Jesse Jackson kritisiert Barack Obama: Wie ein Weißer

Viele schwarze Wähler und Politiker haben Angst vor Obamas Erfolg. Vielleicht ist das der Grund, warum Bürgerrechtler Jesse Jackson Barack Obama gerne "die Eier abschneiden" würde.

So schwarz wie das Auto, in dem er sich spiegelt, wünscht sich Jesse Jackson Barack Obama. Bild: ap

Jesse Jackson, der schwarze Präsidentschaftskandidat von 1984 und 1988, ist ein guter Rhetoriker, wenn er öffentlich spricht. Im kleineren Kreis kann der charismatische Bürgerrechtsanführer hingegen richtig derb werden. Was dem Prediger vor wenigen Wochen im Studio des TV-Senders Fox da herausrutschte, war jedenfalls weder subtil noch erhebend. Er würde Barack Obama am liebsten die Eier abschneiden, flüsterte Jackson einem Mitgast in der Annahme zu, dass die Mikrofone abgeschaltet sind.

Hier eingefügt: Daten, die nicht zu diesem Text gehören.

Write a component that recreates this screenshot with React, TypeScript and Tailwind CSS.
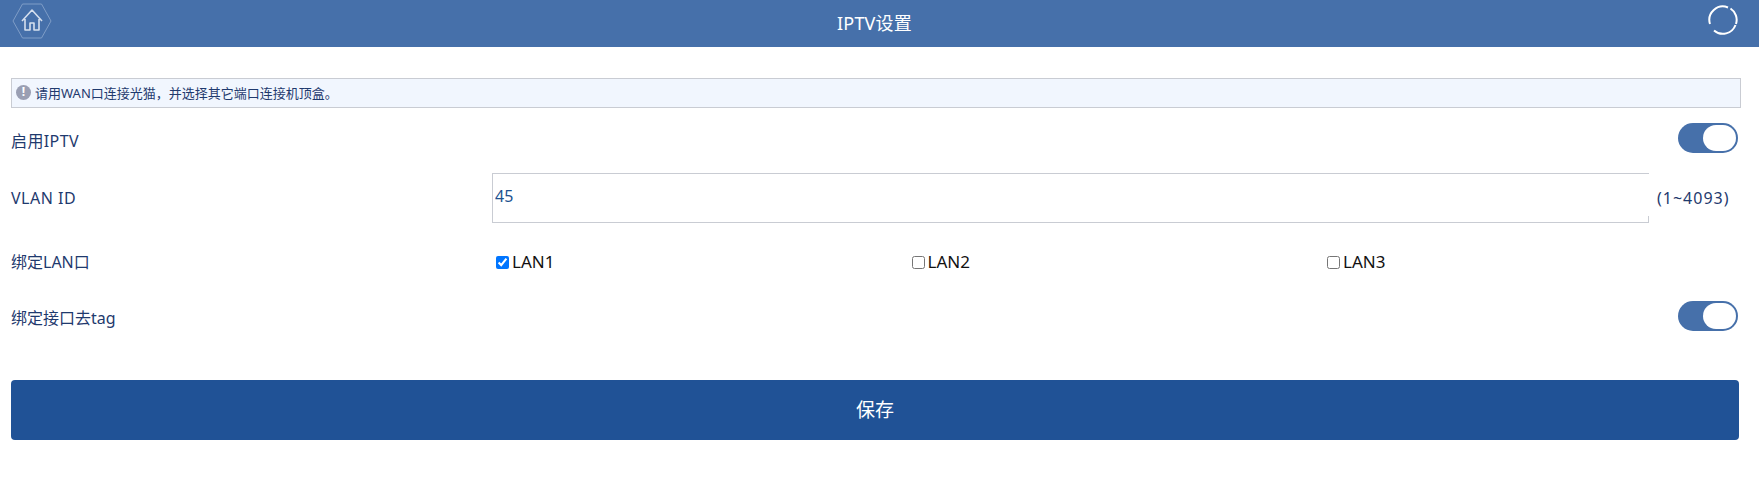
import React from "react";

const font = "font-['Noto_Sans','Noto_Sans_CJK_SC',sans-serif]";

const Toggle: React.FC = () => (
  <div className="flex h-[30px] w-[60px] items-center justify-end rounded-full bg-[#4670aa] pr-[2px]">
    <div className="h-[26px] w-[33px] rounded-full bg-white" />
  </div>
);

const Lan: React.FC<{ name: string; checked?: boolean }> = ({ name, checked }) => (
  <label className="flex w-[415.5px] items-center gap-[3px] text-[17px] text-[#111]">
    <input type="checkbox" defaultChecked={checked} className="ml-[4px] h-[13px] w-[13px] accent-[#0075ff]" />
    {name}
  </label>
);

export default function App() {
  return (
    <div className={`${font} min-h-[497px] bg-white`}>
      <header className="flex h-[47px] items-center justify-between bg-[#4670aa] pl-[12px] pr-[21px] text-white">
        <svg width="40" height="36" viewBox="0 0 40 36" fill="none" className="mb-[6px]">
          <path d="M1 18 10.5 1h19L39 18l-9.5 17h-19Z" stroke="#7f9dc7" strokeWidth="1" />
          <path d="M10 18 20 7l10 11M13 16v11h5v-7h4v7h5V16" stroke="#d5dfee" strokeWidth="1.6" strokeLinejoin="round" />
        </svg>
        <h1 className="mr-[11px] mb-[2px] text-lg tracking-[0.2px]">IPTV设置</h1>
        <svg width="30" height="30" viewBox="0 0 30 30" fill="none" stroke="white" strokeWidth="2" className="mb-[7px]">
          <path d="M2 19A13.5 13.5 0 0 1 20 2.5" />
          <path d="M22.5 3.5A13.5 13.5 0 0 1 28 19" />
          <path d="M27.5 20A13.5 13.5 0 0 1 6 25.5" />
        </svg>
      </header>

      <main className="px-[11px] pt-[31px]">
        <div className="mr-[7px] flex h-[30px] items-center gap-[4px] border border-[#c9ccd3] bg-[#f1f6fe] pl-[4px] text-[13px] text-[#1f3a6e]">
          <span className="mb-[2px] flex h-[15px] w-[15px] items-center justify-center rounded-full bg-[#9a9fb3] text-[12px] font-bold text-white">!</span>
          <span className="pt-[2px]">请用WAN口连接光猫，并选择其它端口连接机顶盒。</span>
        </div>

        <div className="mt-[15px] mr-[10px] flex h-[30px] items-center justify-between text-base text-[#1f3a6e]">
          <span className="pt-[5px] tracking-[0.4px]">启用IPTV</span>
          <Toggle />
        </div>

        <div className="mt-[20px] flex h-[50px] items-center text-base text-[#1f3a6e]">
          <span className="w-[481px] tracking-[0.5px]">VLAN ID</span>
          <div className="relative h-full w-[1157px]">
            <input
              defaultValue="45"
              className="h-full w-full border border-r-0 border-[#c9ccd3] px-[2px] pb-[5px] text-[#20528f] outline-none"
            />
            <span className="absolute right-0 bottom-0 h-[7px] w-px bg-[#c9ccd3]" />
          </div>
          <span className="ml-[8px] whitespace-nowrap tracking-[1px]">(1~4093)</span>
        </div>

        <div className="mt-[27px] flex h-[24px] items-center text-base text-[#1f3a6e]">
          <span className="w-[481px]">绑定LAN口</span>
          <Lan name="LAN1" checked />
          <Lan name="LAN2" />
          <Lan name="LAN3" />
        </div>

        <div className="mt-[27px] mr-[10px] flex h-[30px] items-center justify-between text-base text-[#1f3a6e]">
          <span className="pt-[3px]">绑定接口去tag</span>
          <Toggle />
        </div>

        <button className="mt-[49px] h-[60px] w-[1728px] rounded-[4px] bg-[#205296] pt-[1px] text-[19px] text-white">保存</button>
      </main>
    </div>
  );
}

Der Ausrutscher offenbarte einen Graben zwischen Jackson und Obama, der sich schon früher angedeutet hatte. Jesse Jackson hatte den Spitzenkandidaten seiner Partei, den er offiziell unterstützt, schon einmal dafür kritisiert, dass er sich benehme wie ein Weißer. Die Kastrationsandrohung hatte einen ähnlichen Hintergrund: Obama hatte bei einer Vatertagsrede schwarze Väter dazu ermahnt, mehr Verantwortung für ihre Familien zu übernehmen. So von oben herab Schwarze zu belehren, fand Jackson, sei Ausdruck einer Sklavenhaltermentalität. Die Episode offenbarte allerdings nicht nur persönliche Spannungen zwischen dem langjährigen Gesicht der schwarzen Bewegung und dem jungen Shootingstar. Sie zeigte einen tieferen Konflikt zwischen der alten Garde der amerikanischen Bürgerrechtsbewegung und Obama, den seine Vorgänger nur äußerst zögerlich als neuen Vertreter des schwarzen Amerika anzuerkennen bereit sind. Obama hat das schwarze Amerika bei Weitem nicht so geeint hinter sich, wie man das vermuten mag.

Die meisten schwarzen Anführer, seit Langem eng mit der Familie Clinton verbandelt, haben sich zwar wie Jackson mittlerweile zähneknirschend Obama angeschlossen. Mit ihren Vorbehalten halten sie jedoch kaum hinter dem Berg. Für Politiker wie Jackson und seine Generationsgenossen ist Obama nicht schwarz genug - weder von seiner Herkunft noch von seiner politischen Agenda her. Anders als für Jackson in seinen Kampagnen sind für Obama nämlich die weiterbestehende wirtschaftliche und soziale Diskriminierung von Schwarzen in Amerika keine Prioritäten seines politischen Programms.

Größer noch als die Befürchtung, dass Obama keine schwarze Politik macht, ist unter den schwarzen Politikern daher die Angst, dass er im Falle seiner Wahl genuin schwarze Politik unmöglich macht. Obamas Erfolg birgt für sie die Gefahr, dass die amerikanische Gesellschaft glaubt, sie habe kein Rassenproblem mehr. "Die Weißen werden uns einfach nicht mehr zuhören", beschreibt etwa der schwarze Soziologe Lawrence Bobo auf der schwarzen Polit-Website The Root diese Angst. Tatsächlich seien schwarze Wähler mit der universalistischen Agenda Obamas aber weitaus besser dran, glaubt Bobo. Es sei ein großer Fortschritt, dass Obama die Mitte der amerikanischen Wählerschaft anspreche. Das werde sich für die Community auszahlen.

Trotzdem haben viele schwarze Wähler Angst vor den Folgen einer schwarzen Präsidentschaft. Und daher könnte es auch durchaus sein, so Matt Bai in der New York Times, dass Schwarze im November nicht so einheitlich für Obama stimmen, wie man das vielleicht erwartet. Das wiederum könne man aber auch als Fortschritt im Verhältnis der Rassen in Amerika werten: "Warum sollen Afroamerikaner anders als alle anderen Gruppen immer im Gleichschritt marschieren", zitiert Bai den schwarzen Bürgermeister von Philadelphia, Michael Nutter. Die Frage hätte von Obama selbst stammen können.